====== Input rows
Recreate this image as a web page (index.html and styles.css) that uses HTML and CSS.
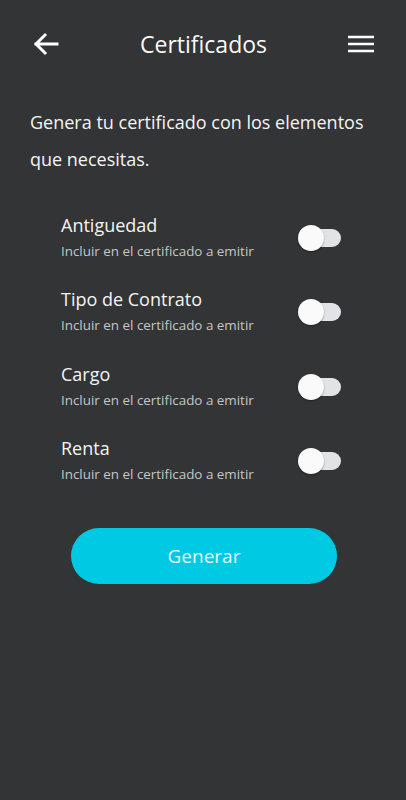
FILE: index.html
```html
<!DOCTYPE html>
<html lang="es">
<head>
  <meta charset="UTF-8">
  <meta name="viewport" content="width=device-width, initial-scale=1.0">
  <title>Certificados</title>
  <link rel="stylesheet" href="styles.css">
</head>
<body>
  <header class="topbar">
    <button class="icon-btn back-btn" aria-label="Volver">
      <svg width="26" height="24" viewBox="0 0 26 24">
        <path d="M24 12H3M12 3L3 12l9 9" fill="none" stroke="#fff" stroke-width="3" stroke-linecap="square" stroke-linejoin="miter"/>
      </svg>
    </button>
    <h1 class="title">Certificados</h1>
    <button class="icon-btn menu-btn" aria-label="Menú">
      <svg width="26" height="18" viewBox="0 0 26 18">
        <path d="M0 2h26M0 9h26M0 16h26" stroke="#fff" stroke-width="2.5"/>
      </svg>
    </button>
  </header>

  <p class="intro">Genera tu certificado con los elementos que necesitas.</p>

  <ul class="options">
    <li class="option">
      <div class="option-text">
        <span class="option-name">Antiguedad</span>
        <span class="option-desc">Incluir en el certificado a emitir</span>
      </div>
      <span class="switch"><span class="knob"></span></span>
    </li>
    <li class="option">
      <div class="option-text">
        <span class="option-name">Tipo de Contrato</span>
        <span class="option-desc">Incluir en el certificado a emitir</span>
      </div>
      <span class="switch"><span class="knob"></span></span>
    </li>
    <li class="option">
      <div class="option-text">
        <span class="option-name">Cargo</span>
        <span class="option-desc">Incluir en el certificado a emitir</span>
      </div>
      <span class="switch"><span class="knob"></span></span>
    </li>
    <li class="option">
      <div class="option-text">
        <span class="option-name">Renta</span>
        <span class="option-desc">Incluir en el certificado a emitir</span>
      </div>
      <span class="switch"><span class="knob"></span></span>
    </li>
  </ul>

  <div class="actions">
    <button class="generate-btn">Generar</button>
  </div>
</body>
</html>
```

FILE: styles.css
```css
body {
  margin: 0;
  min-height: 800px;
  background-color: #323436;
  color: #f4f4f4;
  font-family: "Open Sans", "Noto Sans", sans-serif;
}
.topbar {
  display: flex;
  align-items: center;
  justify-content: space-between;
  height: 44px;
  padding: 22px 32px 0 33px;
}
.icon-btn {
  display: flex;
  align-items: center;
  justify-content: center;
  width: 26px;
  padding: 0;
  border: none;
  background: none;
  cursor: pointer;
}
.title {
  margin: 0;
  font-size: 23px;
  font-weight: 400;
  color: #fafafa;
}
.intro {
  margin: 38px 30px 0;
  font-size: 18px;
  line-height: 37px;
  color: #f4f4f4;
}
.options {
  list-style: none;
  margin: 22px 0 0;
  padding: 0 65px 0 61px;
}
.option {
  display: flex;
  align-items: center;
  justify-content: space-between;
  height: 74.5px;
}
.option-text {
  display: flex;
  flex-direction: column;
  gap: 3px;
}
.option-name {
  font-size: 18px;
  line-height: 24px;
  color: #f4f4f4;
}
.option-desc {
  font-size: 13.4px;
  line-height: 22px;
  color: #c4c6c8;
}
.switch {
  position: relative;
  width: 36px;
  height: 18px;
  border-radius: 9px;
  background-color: #e1e3e6;
  margin-top: 1px;
}
.knob {
  position: absolute;
  left: -7px;
  top: -4px;
  width: 26px;
  height: 26px;
  border-radius: 50%;
  background-color: #fafafa;
  box-shadow: 0 1px 2px rgba(0, 0, 0, 0.35);
}
.actions {
  display: flex;
  justify-content: center;
  margin-top: 30px;
  padding-left: 2px;
}
.generate-btn {
  width: 266px;
  height: 56px;
  border: none;
  border-radius: 28px;
  background-color: #00c9e4;
  color: #e9fbfd;
  font-family: inherit;
  font-size: 19px;
  cursor: pointer;
}
```
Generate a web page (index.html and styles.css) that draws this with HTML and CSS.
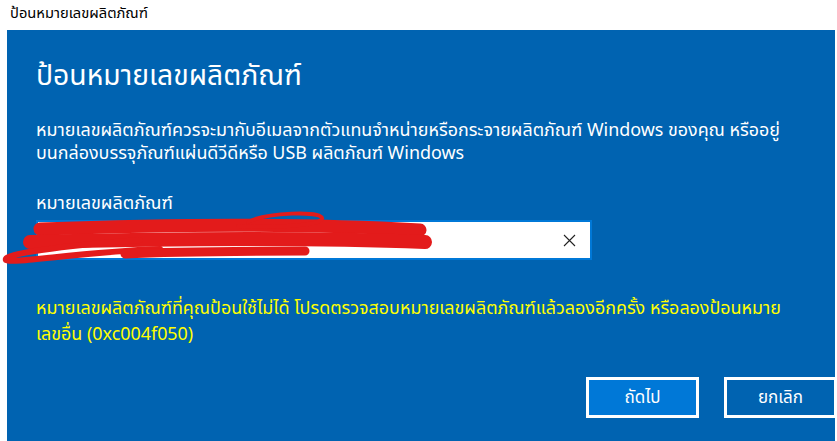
FILE: index.html
```html
<!DOCTYPE html>
<html lang="th">
<head>
<meta charset="utf-8">
<link rel="stylesheet" href="styles.css">
</head>
<body>
<div class="titlebar">ป้อนหมายเลขผลิตภัณฑ์</div>
<div class="panel">
  <h1 class="heading">ป้อนหมายเลขผลิตภัณฑ์</h1>
  <p class="desc">หมายเลขผลิตภัณฑ์ควรจะมากับอีเมลจากตัวแทนจำหน่ายหรือกระจายผลิตภัณฑ์ Windows ของคุณ หรืออยู่<br>บนกล่องบรรจุภัณฑ์แผ่นดีวีดีหรือ USB ผลิตภัณฑ์ Windows</p>
  <div class="label">หมายเลขผลิตภัณฑ์</div>
  <div class="input">
    <span class="value">XXXXX-XXXXX-XXXXX-XXXXX-XXXXX</span>
    <span class="caret"></span>
    <svg class="clear" width="13" height="13" viewBox="0 0 13 13"><path d="M1 1L12 12M12 1L1 12" stroke="#222" stroke-width="1.1" fill="none"/></svg>
  </div>
  <p class="error">หมายเลขผลิตภัณฑ์ที่คุณป้อนใช้ไม่ได้ โปรดตรวจสอบหมายเลขผลิตภัณฑ์แล้วลองอีกครั้ง หรือลองป้อนหมาย<br>เลขอื่น (0xc004f050)</p>
  <div class="actions">
    <button class="btn primary">ถัดไป</button>
    <button class="btn">ยกเลิก</button>
  </div>
</div>
<svg class="scribble" width="440" height="75" viewBox="0 0 440 75">
  <path d="M110 25 C 170 22, 240 22, 300 24" stroke="#9a9a9a" stroke-width="4" fill="none" opacity="0.8" stroke-linecap="round"/>
  <path d="M40 29 C 150 25, 300 23, 420 30" stroke="#e31b1b" stroke-width="13" fill="none" stroke-linecap="round"/>
  <path d="M30 42 C 150 39, 300 37, 425 42" stroke="#e31b1b" stroke-width="14" fill="none" stroke-linecap="round"/>
  <path d="M160 49 C 80 52, 12 64, 6 60 C 2 54, 60 46, 140 40" stroke="#e31b1b" stroke-width="6" fill="none" stroke-linecap="round"/>
  <path d="M125 54 C 180 51, 250 51, 305 51" stroke="#e31b1b" stroke-width="9" fill="none" stroke-linecap="round"/>
  <path d="M248 22 C 268 12, 320 11, 322 18 C 324 26, 270 28, 238 26" stroke="#e31b1b" stroke-width="4" fill="none" stroke-linecap="round"/>
</svg>
</body>
</html>
```
FILE: styles.css
```css
html, body {
  margin: 0;
  padding: 0;
  background: #ffffff;
  width: 837px;
  height: 441px;
  overflow: hidden;
  position: relative;
  font-family: "Segoe UI", "Noto Sans", "Noto Sans Thai", "Liberation Sans", sans-serif;
}
.titlebar {
  height: 30px;
  box-sizing: border-box;
  padding: 1px 0 0 10px;
  font-size: 14.7px;
  line-height: 22px;
  color: #000;
}
.panel {
  margin-left: 7px;
  width: 828px;
  height: 411px;
  box-sizing: border-box;
  background: #0063b1;
  padding: 24px 0 0 29px;
  color: #fff;
}
.heading {
  margin: 0;
  font-weight: normal;
  font-size: 28.3px;
  line-height: 40px;
}
.desc {
  margin: 24px 0 0 0;
  font-size: 17.9px;
  line-height: 23px;
}
.label {
  margin-top: 27px;
  font-size: 18px;
  line-height: 22px;
}
.input {
  margin-top: 7px;
  width: 556px;
  height: 40px;
  box-sizing: border-box;
  border: 2px solid #0078d7;
  background: #fff;
  display: flex;
  align-items: center;
  padding: 0 14px 0 10px;
  font-size: 15px;
}
.value {
  color: #888;
  letter-spacing: 1px;
}
.caret {
  width: 1px;
  height: 14px;
  background: #000;
  margin-left: 64px;
}
.clear {
  margin-left: auto;
}
.error {
  margin: 34px 0 0 0;
  font-size: 17.9px;
  line-height: 26px;
  color: #ffff00;
}
.actions {
  display: flex;
  justify-content: flex-end;
  gap: 25px;
  margin-top: 31px;
  margin-right: -2px;
}
.btn {
  width: 113px;
  height: 41px;
  box-sizing: border-box;
  border: 3px solid #fff;
  background: #0063b1;
  color: #fff;
  font-family: inherit;
  font-size: 17px;
  padding: 0;
}
.btn.primary {
  background: #0078d7;
}
.scribble {
  position: absolute;
  left: 0;
  top: 200px;
}
```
============
What the task asks
Tally up the lines in the records containing the word "styles", then give the count and nothing else.

Answer
6